On my travels I have certainly found an affinity with older people to the traditional counties such as County Durham in places like Houghton-le-Spring and Hetton-le-Hole. North of the Tyne Newcastle, Gosforth and particularly North Tyneside: Whitley Bay, Tynemouth and North Shields in particular certainly seem to me to have something very Northumbria in their nature and personality as much as they are ‘Geordie’ when compared to say Gateshead or South Shields to the south of the river.
Of course the Tyne (like the Tees) despite its different communities unites as much as it divides, whether it be in the form of the wider ‘Geordie’ culture or in sporting terms where Tyneside is mostly ‘United’ in Newcastle as its focal centre.

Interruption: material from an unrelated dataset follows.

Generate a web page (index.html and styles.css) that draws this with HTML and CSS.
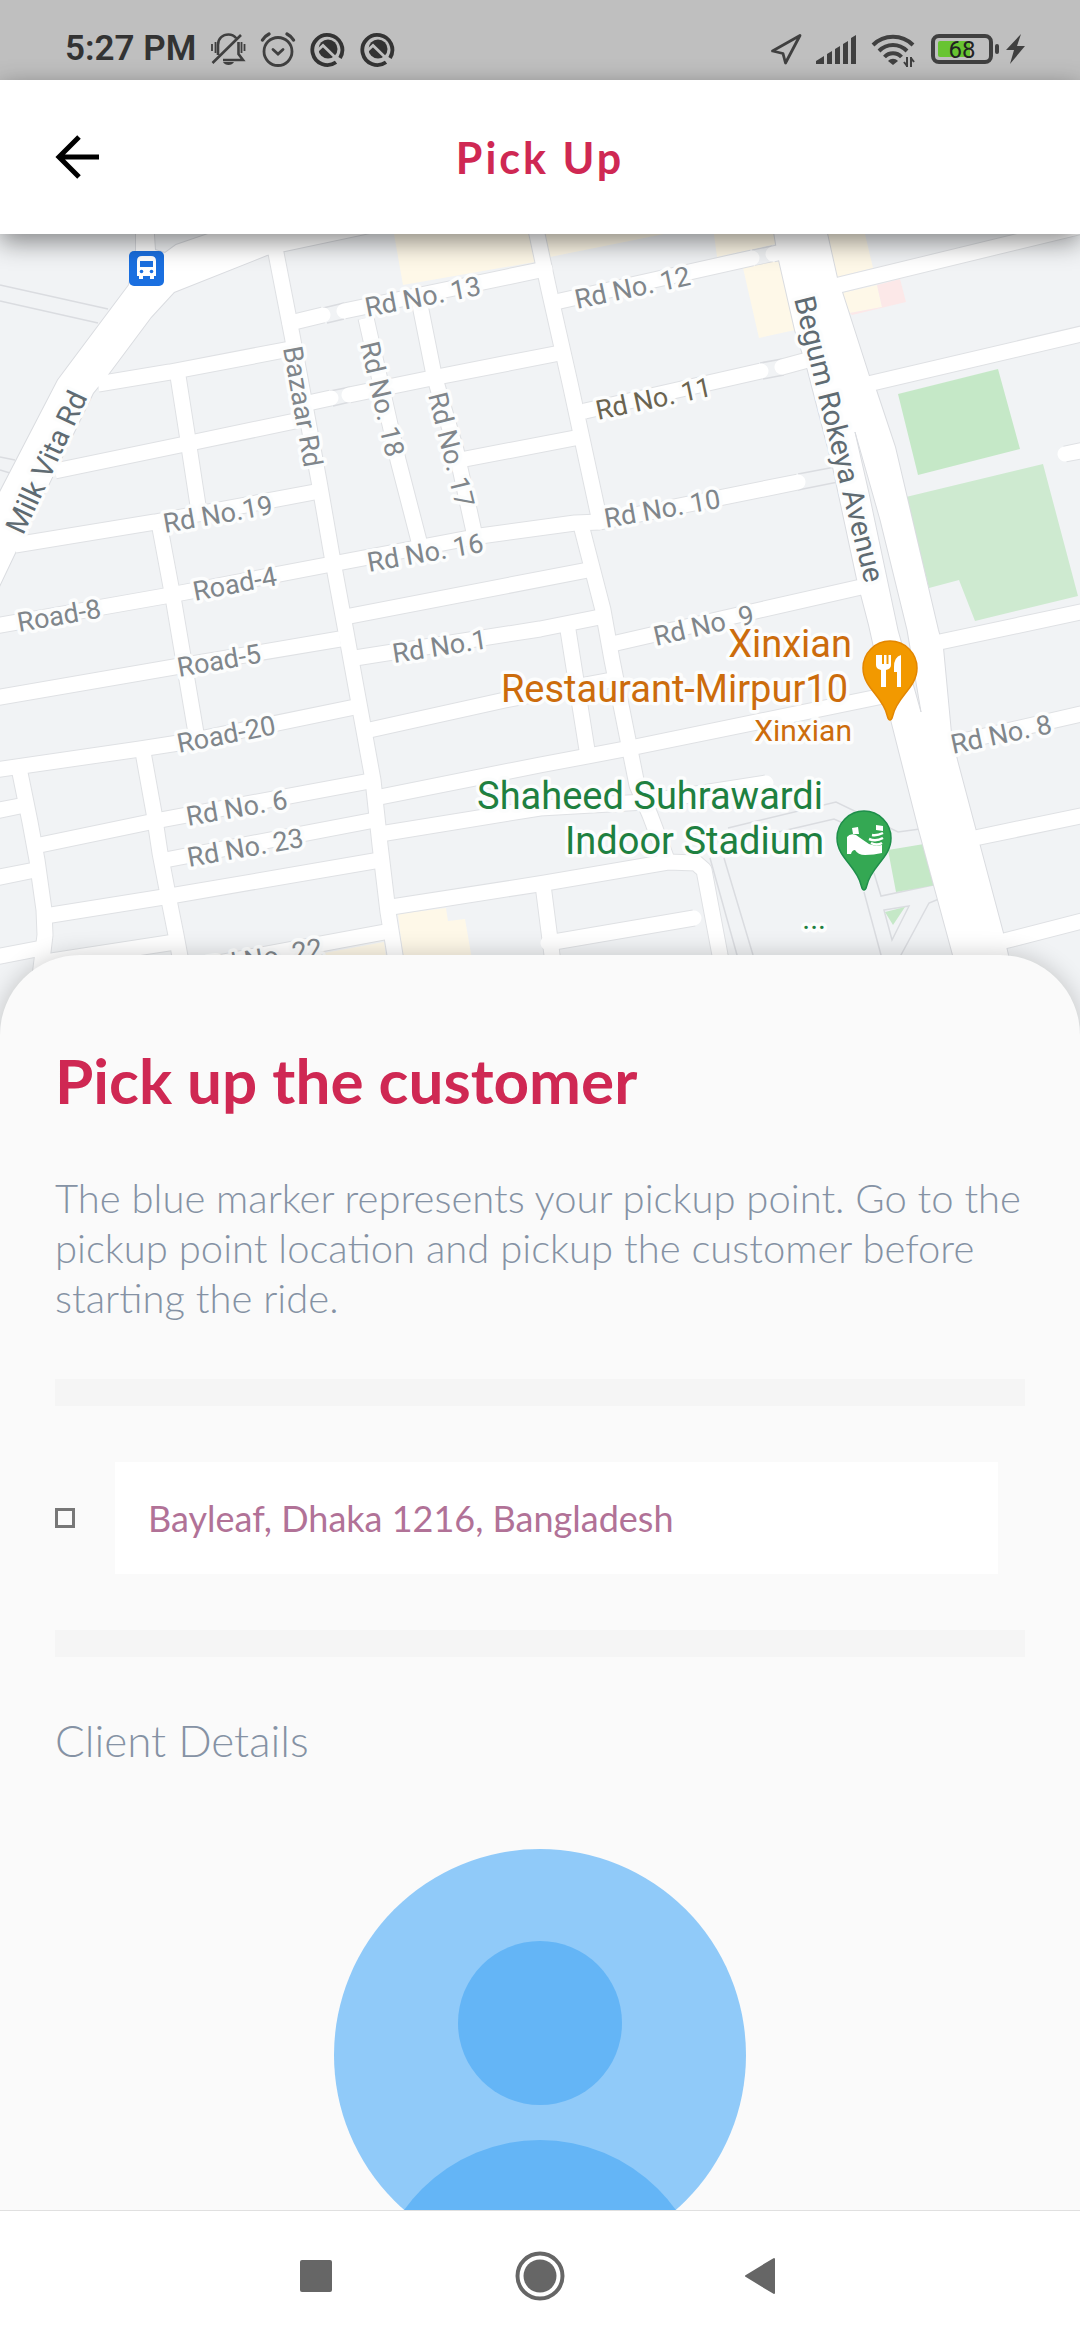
FILE: index.html
```html
<!DOCTYPE html>
<html lang="en">
<head>
<meta charset="utf-8">
<meta name="viewport" content="width=device-width">
<title>Pick Up</title>
<link rel="stylesheet" href="styles.css">
</head>
<body>
<div class="screen">
  <div class="status-bar">
    <div class="status-group">
      <span class="clock">5:27 PM</span>
      <svg class="status-icon" width="36" height="36" viewBox="0 0 36 36" fill="none" stroke="#404040" stroke-width="2.6">
        <path d="M8 24V14C8 7 13 3.500 18.500 3.500C21 3.500 24 4.500 26 7M28.500 11V23L33 29H13M31 4L2.500 32"/>
        <path d="M2 13v7M5.500 11v11M31.500 11v11M34.500 13v7" stroke-width="1.800"/>
        <path d="M13 31h11c-2 4-9 4-11 0z" fill="#404040" stroke="none"/>
      </svg>
      <svg class="status-icon" width="36" height="36" viewBox="0 0 36 36" fill="none" stroke="#404040" stroke-width="2.8" stroke-linecap="round">
        <circle cx="18" cy="20.500" r="14"/>
        <path d="M13 18.500l5 4.500l5-4.500"/>
        <path d="M2.500 9C4 6.500 6 4.500 9 3M33.500 9C32 6.500 30 4.500 27 3" stroke-width="3.400"/>
      </svg>
      <svg class="status-icon" width="36" height="36" viewBox="0 0 36 36">
        <path d="M26 31.200A15 15 0 1 1 30 27" fill="none" stroke="#333" stroke-width="3.800"/>
        <circle cx="18" cy="18" r="9.500" fill="#333"/>
        <path d="M7 20L13 14.500L29 30" fill="none" stroke="#bfbfbf" stroke-width="2.800"/>
      </svg>
      <svg class="status-icon" width="36" height="36" viewBox="0 0 36 36">
        <path d="M26 31.200A15 15 0 1 1 30 27" fill="none" stroke="#333" stroke-width="3.800"/>
        <circle cx="18" cy="18" r="9.500" fill="#333"/>
        <path d="M7 20L13 14.500L29 30" fill="none" stroke="#bfbfbf" stroke-width="2.800"/>
      </svg>
    </div>
    <div class="status-group">
      <svg width="32" height="36" viewBox="0 0 32 36" fill="none" stroke="#404040" stroke-width="2.800" stroke-linejoin="round">
        <path d="M30 4.500L2.500 20L13 22.500L15.500 32z"/>
      </svg>
      <svg width="41" height="36" viewBox="0 0 41 36" fill="#404040">
        <path d="M0 33v-3l8-5v8zM11 33V23l5-3v13zM19 33V18l5-3v18zM27 33V13l5-3v23zM35 33V7l5-3v29z"/>
      </svg>
      <svg width="44" height="36" viewBox="0 0 44 36" fill="none" stroke="#404040" stroke-width="4">
        <path d="M2 14C13 3 31 3 42 14M8 20C16 12 28 12 36 20M13.500 26C18 21 26 21 30.500 26"/>
        <path d="M17 30c3-3 7-3 10 0l-5 4z" fill="#404040" stroke="none"/>
        <path d="M36 26v10M40 26v10M33 31l3 4M43 31l-3-4" stroke-width="2"/>
      </svg>
      <div class="battery">
        <span class="battery-case"><span class="battery-level">68</span></span>
        <span class="battery-nub"></span>
        <svg width="20" height="32" viewBox="0 0 20 32" fill="#404040"><path d="M15 1L0 17h8L4 31L19 13h-8z"/></svg>
      </div>
    </div>
  </div>

  <header class="app-bar">
    <button class="back" type="button" aria-label="Back">
      <svg width="44" height="44" viewBox="0 0 44 44" fill="none" stroke="#000" stroke-width="5"><path d="M24 2L4 22L24 42M4 22H44"/></svg>
    </button>
    <h1 class="app-title">Pick Up</h1>
  </header>

  <main class="content">
    <svg class="map" viewBox="0 234 1080 801" role="img" aria-label="Map of Mirpur, Dhaka">
      <defs>
        <g id="main-roads">
          <path d="M136 220V250L129 285L58 380L0 492L-5 595L15 553L24 535L93 393L107 376L151 317L174 292L267 255L285 251L370 233V220H208V234L176 245L165 253L155 250L153 220Z"/>
          <path d="M772 220L776 244L779 260L795 330L807 367L833 467L857 579L869 625L884 692L919 830L953 955L975 1040H1030L1008 955L1003 933L957 760L951 733L943 648L938 630L895 447L876 390L869 376L842 292L837 278L824 220Z"/>
        </g>
        <g id="streets">
          <path d="M274 240L276 253L292 335L319 481L332 556L344 621L352 665L373 780L380 845L388 912L395 955L402 1010"/>
          <path d="M178 376L188 440L199 512M160 528L174 603L196 733M143 752L154 813L160 853L170 905L176 935L190 1010M19 768L30 822L37 860L44 910L45 935L36 1010"/>
          <path d="M98 384L170 372L290 349M55 471L190 443L300 420M15 545L155 522L320 491M-5 626L165 596L332 564L480 536L575 523L600 522"/>
          <path d="M-5 698L180 666L340 639M-5 770L140 749L185 742L355 707M35 846L155 821L370 781M165 860L375 820M45 916L170 896L380 860M45 962L175 942M390 931L170 972"/>
          <path d="M-5 811L25 805M-5 878L35 870M-5 957L42 948"/>
          <path d="M366 318L398 460L420 545M419 300L434 375L456 450L474 532M460 460L580 437"/>
          <path d="M535 225L549 290L570 383L600 522M581 525L603 610L612 660L629 745L637 785L650 815L667 860M568 630L587 750"/>
          <path d="M345 617L588 570M355 658L540 629L600 617M612 644L760 610L870 585M365 731L505 700L617 679M375 798L540 765L630 748L888 695"/>
          <path d="M385 908L545 883L668 862L696 863L704 870L720 955L732 1010M543 885L552 955L560 1010"/>
          <path d="M835 286L1090 224M868 384L1090 332M935 643L1090 610M950 744L1090 712M975 838L1090 814M1000 942L1090 919"/>
        </g>
        <g id="lanes">
          <path d="M290 323L323 315M344 311L545 269M308 403L331 398M349 395L432 378L560 353"/>
          <path d="M560 301L752 258M773 254L790 250M585 411L761 371M782 367L815 358M600 522L798 482"/>
          <path d="M380 834L540 808L645 802L766 783M548 943L694 918M1065 454L1095 448"/>
        </g>
      </defs>
      <rect class="land" y="234" width="1080" height="801"/>
      <g class="outline">
        <path d="M0 285L108 309M0 301L98 323M0 457L15 460M0 470L10 473M323 308L344 303M327 323L344 319M330 391L350 387M333 406L350 402M752 250L772 246M755 266L773 262M760 363L782 359M763 379L784 375M798 474L835 467M798 490L838 482"/>
        <path d="M728 828L836 802L898 832L920 829M774 833L834 819L850 826M710 858L737 955L745 985M724 858L753 955L763 985M864 892L881 955L888 985M874 873L881 896L938 884M884 910L909 906L892 940ZM939 899L929 903L901 955L890 980"/>
      </g>
      <path class="shop" d="M394 234L403 285L535 262L529 234ZM545 234L550 257L664 234ZM714 234L717 257L776 244L774 234ZM743 268L779 261L795 330L759 338ZM826 234L837 277L873 268L865 234ZM842 293L877 285L882 307L850 313ZM398 914L446 908L448 921L465 919L473 965H404ZM384 942L324 953L310 970H388Z"/>
      <path class="clinic" d="M877 285L900 279L906 302L852 315L850 313L882 307Z"/>
      <path class="park" d="M898 394L998 369L1020 449L918 475ZM888 850L924 844L935 885L896 892ZM885 912L905 907L893 925Z"/>
      <path class="field-green" d="M906 497L1043 464L1078 596L975 621L959 580L929 588Z"/>
      <use href="#streets" class="street-edge"/>
      <use href="#lanes" class="street-edge"/>
      <use href="#main-roads" class="main-edge"/>
      <use href="#streets" class="street"/>
      <use href="#lanes" class="street round"/>
      <use href="#main-roads" class="main-road"/>
      <path class="median" d="M855 432L880 520L907 630L921 712L898 630L869 493Z"/>

      <g class="label">
        <text transform="translate(367 317) rotate(-11)">Rd No. 13</text>
        <text transform="translate(577 309) rotate(-12)">Rd No. 12</text>
        <text class="dark" transform="translate(598 420) rotate(-12)">Rd No. 11</text>
        <text transform="translate(606 528) rotate(-10)">Rd No. 10</text>
        <text transform="translate(656 646) rotate(-13)">Rd No. 9</text>
        <text transform="translate(953 754) rotate(-12)">Rd No. 8</text>
        <text transform="translate(165 533) rotate(-10)">Rd No.19</text>
        <text transform="translate(369 572) rotate(-10)">Rd No. 16</text>
        <text transform="translate(195 601) rotate(-11)">Road-4</text>
        <text transform="translate(19 632) rotate(-10)">Road-8</text>
        <text transform="translate(179 677) rotate(-10)">Road-5</text>
        <text transform="translate(179 753) rotate(-11)">Road-20</text>
        <text transform="translate(394 663) rotate(-9)">Rd No.1</text>
        <text transform="translate(188 826) rotate(-10)">Rd No. 6</text>
        <text transform="translate(189 867) rotate(-10)">Rd No. 23</text>
        <text transform="translate(208 977) rotate(-10)">Rd No. 22</text>
        <text transform="translate(283 348) rotate(80)">Bazaar Rd</text>
        <text transform="translate(360 344) rotate(77)">Rd No. 18</text>
        <text transform="translate(428 395) rotate(76)">Rd No. 17</text>
        <text class="major" transform="translate(23 536) rotate(-65)">Milk Vita Rd</text>
        <text class="major" transform="translate(794 299) rotate(76)">Begum Rokeya Avenue</text>
      </g>
      <g class="poi food">
        <text x="852" y="657">Xinxian</text>
        <text x="848" y="702">Restaurant-Mirpur10</text>
        <text class="small" x="852" y="741">Xinxian</text>
      </g>
      <g class="poi sport">
        <text x="823" y="809">Shaheed Suhrawardi</text>
        <text x="824" y="854">Indoor Stadium</text>
        <text class="small" x="826" y="929">...</text>
      </g>

      <g transform="translate(890 720)">
        <path d="M0 0C-2 0-2-2-3-5C-7-24-27-32-27-52A27 27 0 0 1 27-52C27-32 7-24 3-5C2-2 2 0 0 0Z" fill="#f29900" stroke="#e38600" stroke-width="1.500"/>
        <path d="M-14-65v10q0 4 5 5v17h5v-17q5-1 5-5v-10h-2.500v9h-2v-9h-2.500v9h-2v-9zM11-65q-7 2-7 12v5h3v15h4z" fill="#fff"/>
      </g>
      <g transform="translate(864 890)">
        <path d="M0 0C-2 0-2-2-3-5C-7-24-27-32-27-52A27 27 0 0 1 27-52C27-32 7-24 3-5C2-2 2 0 0 0Z" fill="#34a853" stroke="#1e8e4a" stroke-width="1.500"/>
        <path d="M-12-62l6-1l1 7l-6 0zM12-65l7 1v5l-7-1zM-17-53q3-4 9-2q7 5 13 9q7 3 13 1v8q-8 2-17 2q-7 0-10-5q-3 0-4 4h-4z" fill="#fff"/>
        <path d="M19-57q-6 3-11 2M19-52q-7 4-14 1M18-47q-5 3-11 0" stroke="#fff" stroke-width="2.500" fill="none"/>
      </g>
      <g transform="translate(129 251)">
        <rect width="35" height="35" rx="5" fill="#1a6fe0"/>
        <path d="M8 10q0-5 5-5h9q5 0 5 5v15h-2v3h-4v-3h-7v3h-4v-3h-2z" fill="#fff"/>
        <path d="M11 10h13v6H11z" fill="#1a6fe0"/>
        <circle cx="12.500" cy="20.500" r="1.800" fill="#1a6fe0"/><circle cx="22.500" cy="20.500" r="1.800" fill="#1a6fe0"/>
      </g>
    </svg>

    <section class="sheet">
      <h2 class="sheet-title">Pick up the customer</h2>
      <p class="intro">The blue marker represents your pickup point. Go to the pickup point location and pickup the customer before starting the ride.</p>
      <div class="divider"></div>
      <div class="address-row">
        <span class="marker"></span>
        <input class="address" type="text" aria-label="Pickup address" value="Bayleaf, Dhaka 1216, Bangladesh" readonly>
      </div>
      <div class="divider"></div>
      <h3 class="client-title">Client Details</h3>
      <svg class="avatar" width="412" height="412" viewBox="0 0 412 412" role="img" aria-label="Client photo">
        <clipPath id="disc"><circle cx="206" cy="206" r="206"/></clipPath>
        <g clip-path="url(#disc)">
          <path d="M0 0h412v412H0z" fill="#90caf9"/>
          <circle cx="206" cy="174" r="82" fill="#64b5f6"/>
          <circle cx="206" cy="458" r="167" fill="#64b5f6"/>
        </g>
      </svg>
    </section>
  </main>

  <nav class="nav-bar">
    <button type="button" aria-label="Recent apps"><svg width="50" height="50" viewBox="0 0 50 50"><rect x="9" y="9" width="32" height="32" rx="2" fill="#666"/></svg></button>
    <button type="button" aria-label="Home"><svg width="50" height="50" viewBox="0 0 50 50"><circle cx="25" cy="25" r="22.500" fill="none" stroke="#666" stroke-width="4"/><circle cx="25" cy="25" r="16.500" fill="#666"/></svg></button>
    <button type="button" aria-label="Back"><svg width="50" height="50" viewBox="0 0 50 50"><path d="M7 25L35 8V42Z" fill="#666" stroke="#666" stroke-width="2" stroke-linejoin="round"/></svg></button>
  </nav>
</div>
</body>
</html>
```
FILE: styles.css
```css
* {
  box-sizing: border-box;
}

body {
  margin: 0;
  background: #fafafa;
  font-family: Lato, "Liberation Sans", sans-serif;
}

button {
  padding: 0;
  border: 0;
  background: none;
}

svg {
  display: block;
}

.screen {
  display: flex;
  flex-direction: column;
  height: 100vh;
}

/* System status bar */
.status-bar {
  display: flex;
  justify-content: space-between;
  align-items: center;
  height: 80px;
  padding: 18px 54px 0 65px;
  background: #bfbfbf;
  color: #333;
  font-family: Roboto, sans-serif;
}

.status-group {
  display: flex;
  align-items: center;
  gap: 14px;
}

.clock {
  font-size: 35px;
  font-weight: 600;
  line-height: 40px;
}

.battery {
  display: flex;
  align-items: center;
  gap: 2px;
  margin-left: 2px;
}

.battery-case {
  display: block;
  width: 62px;
  height: 30px;
  padding: 3px;
  border: 4px solid #404040;
  border-radius: 8px;
}

.battery-level {
  display: block;
  height: 16px;
  border-radius: 2px;
  background: linear-gradient(90deg, #68c431 66%, transparent 66%);
  color: #222;
  font-size: 24px;
  line-height: 18px;
  text-align: center;
}

.battery-nub {
  width: 4px;
  height: 10px;
  margin-right: 5px;
  border-radius: 2px;
  background: #404040;
}

/* App bar */
.app-bar {
  position: relative;
  z-index: 1;
  display: grid;
  grid-template-columns: 44px 1fr 44px;
  align-items: center;
  height: 154px;
  padding: 0 55px;
  background: #fff;
  box-shadow: 0 8px 24px rgba(0, 0, 0, 0.45);
}

.app-title {
  margin: 0;
  color: #cf2853;
  font-size: 43px;
  font-weight: 700;
  letter-spacing: 3px;
  text-align: center;
}

.content {
  flex: 1;
  min-height: 0;
  overflow: hidden;
}

/* Map */
.map {
  width: 100%;
  height: auto;
  font-family: Roboto, sans-serif;
}

.land {
  fill: #f1f3f5;
}

.outline {
  fill: none;
  stroke: #dadce0;
  stroke-width: 1.5;
}

.shop {
  fill: #fef8e8;
}

.clinic {
  fill: #fce8e8;
}

.park {
  fill: #c5e8c7;
}

.field-green {
  fill: #ceead0;
}

.street-edge,
.street {
  fill: none;
  stroke-linejoin: round;
}

.street-edge {
  stroke: #dfe1e4;
  stroke-width: 17px;
}

.street {
  stroke: #fff;
  stroke-width: 15px;
}

.round {
  stroke-linecap: round;
}

.main-edge {
  fill: #fff;
  stroke: #dadce0;
  stroke-width: 2px;
}

.main-road {
  fill: #fff;
}

.median {
  fill: #f1f3f5;
  stroke: #dadce0;
}

.label text,
.poi text {
  paint-order: stroke;
  stroke: #fcfdfd;
  stroke-width: 7px;
  stroke-linejoin: round;
}

.label text {
  fill: #80868b;
  font-size: 27px;
}

.label .dark {
  fill: #6b6450;
}

.label .major {
  fill: #5f6b72;
  font-size: 29px;
}

.poi text {
  font-size: 38px;
  text-anchor: end;
}

.poi .small {
  font-size: 30px;
}

.food {
  fill: #cc6c0c;
}

.sport {
  fill: #1e8040;
}

/* Bottom sheet */
.sheet {
  position: relative;
  display: flex;
  flex-direction: column;
  gap: 56px;
  margin-top: -80px;
  padding: 88px 55px 0;
  border-radius: 80px 80px 0 0;
  background: #fafafa;
  box-shadow: 0 0 24px rgba(0, 0, 0, 0.2);
}

.sheet-title,
.client-title,
.intro {
  margin: 0;
}

.sheet-title {
  color: #cf2853;
  font-size: 62px;
  font-weight: 700;
  line-height: 74px;
}

.intro {
  color: #8592a4;
  font-size: 40px;
  font-weight: 300;
  line-height: 50px;
}

.divider {
  height: 27px;
  background: #f5f5f5;
}

.address-row {
  display: flex;
  align-items: center;
  gap: 40px;
  padding-right: 27px;
}

.marker {
  width: 20px;
  height: 20px;
  border: 3px solid #777;
}

.address {
  flex: 1;
  min-width: 0;
  height: 112px;
  padding: 0 33px;
  border: 0;
  background: #fff;
  color: #b17297;
  font-family: inherit;
  font-size: 36px;
}

.client-title {
  color: #8592a4;
  font-size: 44px;
  font-weight: 300;
  line-height: 54px;
}

.avatar {
  align-self: center;
  margin-top: 26px;
}

/* System navigation */
.nav-bar {
  display: flex;
  justify-content: center;
  height: 130px;
  border-top: 1px solid #e0e0e0;
  background: #fff;
}

.nav-bar button {
  display: grid;
  place-items: center;
  width: 224px;
}
```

Yet in 2016 a vote on a region-wide North East devolution deal suggested that in another sense the traditional county divisions may still be strong. Durham County, Sunderland, Gateshead and South Tyneside all voted against the devolution plan for a North East combined authority. In other words all the places in the old County of Durham. **
However places north of the Tyne: Newcastle, North Tyneside and Northumberland all voted in favour. Subsequently a new deal was formulated solely focused on the region north of the Tyne – the Northumberland of old.
Historic identities dating back thousands of years are perhaps harder to shift than we realise despite the brutal machinations and manoeuvrings of London bureaucrats and local marketing men.
*Note confusingly 1974 also saw the annexation of that part of Teesdale south of the River Tees from Yorkshire into County Durham, moving places such as Romaldkirk and Mickleton into Durham. The administration of Teesdale is of course focused on Barnard Castle, historically a County Durham town on the north side of the river.
** The ‘Tees Valley’ counties were not included in the North East combined authority vote as they already had their own version of this.